Disc to adapt the carb adaptor to the f flow compressor housing is essentially finished. I turned the outside diameter to about 4", which is the overall circle described by the apices of the triangular mounting boss underneath, and then faced to within 0.100" of what I thought I needed. I drilled and tapped new 5/16" holes in the housing, then countersunk the surface of the disc so the mounting bolts' heads are flush, or less, than its surface. Then after I put the turbo back on the vehicle, I can properly orient the adaptor and carb to get its new location. Then drill and tap into the disc. The turbo can actually be reassembled now. I consider this "adaptor to an adaptor" as a temporary measure and am now constructing a new pattern out of wood, from which to make a new, one piece adaptor.

 

[Mark Pietz]

Had time to drill and tap the machined disc that mounts to the f flow compressor housing. After building a simple jig from a stick and bondo to clock the adaptor to the new housing, based on the previously used housing, I determined where the 5/16" holes go. The jig is too primitive and embarrassing to post a pic, but it worked…

of course, one of my holes was slightly off and required drilling out a flange hole on the adaptor, but everything now fits nicely. I just need to sandblast the housing to clean up the grunge on its exterior, and then bolt it all back together with fresh gaskets. The main objective is for this assembly to be vacuum tight. I am working on a completely new adaptor, in any case, that will be one piece and utilize the triangular mounting face on the compressor housing.

 

[Mark Pietz]

Finally!!! Ever do a small task and it ends up light pulling teeth???

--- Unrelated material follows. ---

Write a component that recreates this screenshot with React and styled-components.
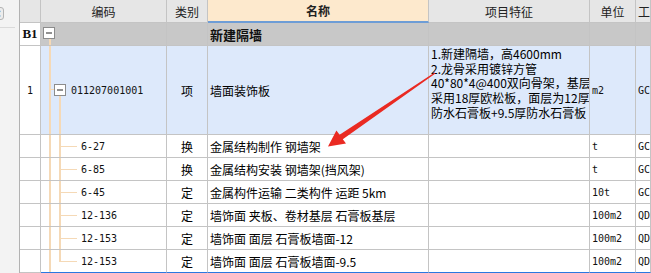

I set about to reassemble the turbo. I won't go into that other than to say that I had the damaged turbine-side bore for the little piston ring machined and polished, as service done by clark's corvair. They know more about these things than anyone…a special piston ring seal - it's oversize, is supplied. The little plastic suppressor ring, which compresses it so you can slide it into the bore, wouldn't compress it enough and to make a long story short, I scratched the bore in trying to get it installed. I finally gave up on it and will call clark's tomorrow about getting a new piston ring and suppressor ring and plot a new strategy, but this assembly will be a spare. The turbo setup I bought recently from a poster on the bp board, well, I took it apart and discovered that the center housing was in excellent shape, except heavily carboned. So I cleaned it and put everything back together today using those parts. What you see here is a center section with an f flow compressor, and b flow turbine. When I had the previous turbo on, I had guesstimated using an e flow cold side and f flow hot side, and the boost came on late. By way of comparison, this turbo has the turbine side as the same as for the 152t, so with the 196's extra cubes, boost should come on earlier. There are other variables, of course, gearing comes into play (my 3.73s and a Scout II's extra weight should load the turbo quicker than the 4.27s typical on the 152ts), and the f flow should not heat up the intake charge like the b flow would.

Even though the turbo is now back together, I am at a major decision point on when to put this stuff back on the 196. It won't be any time soon, as other things need to be done to the Scout first.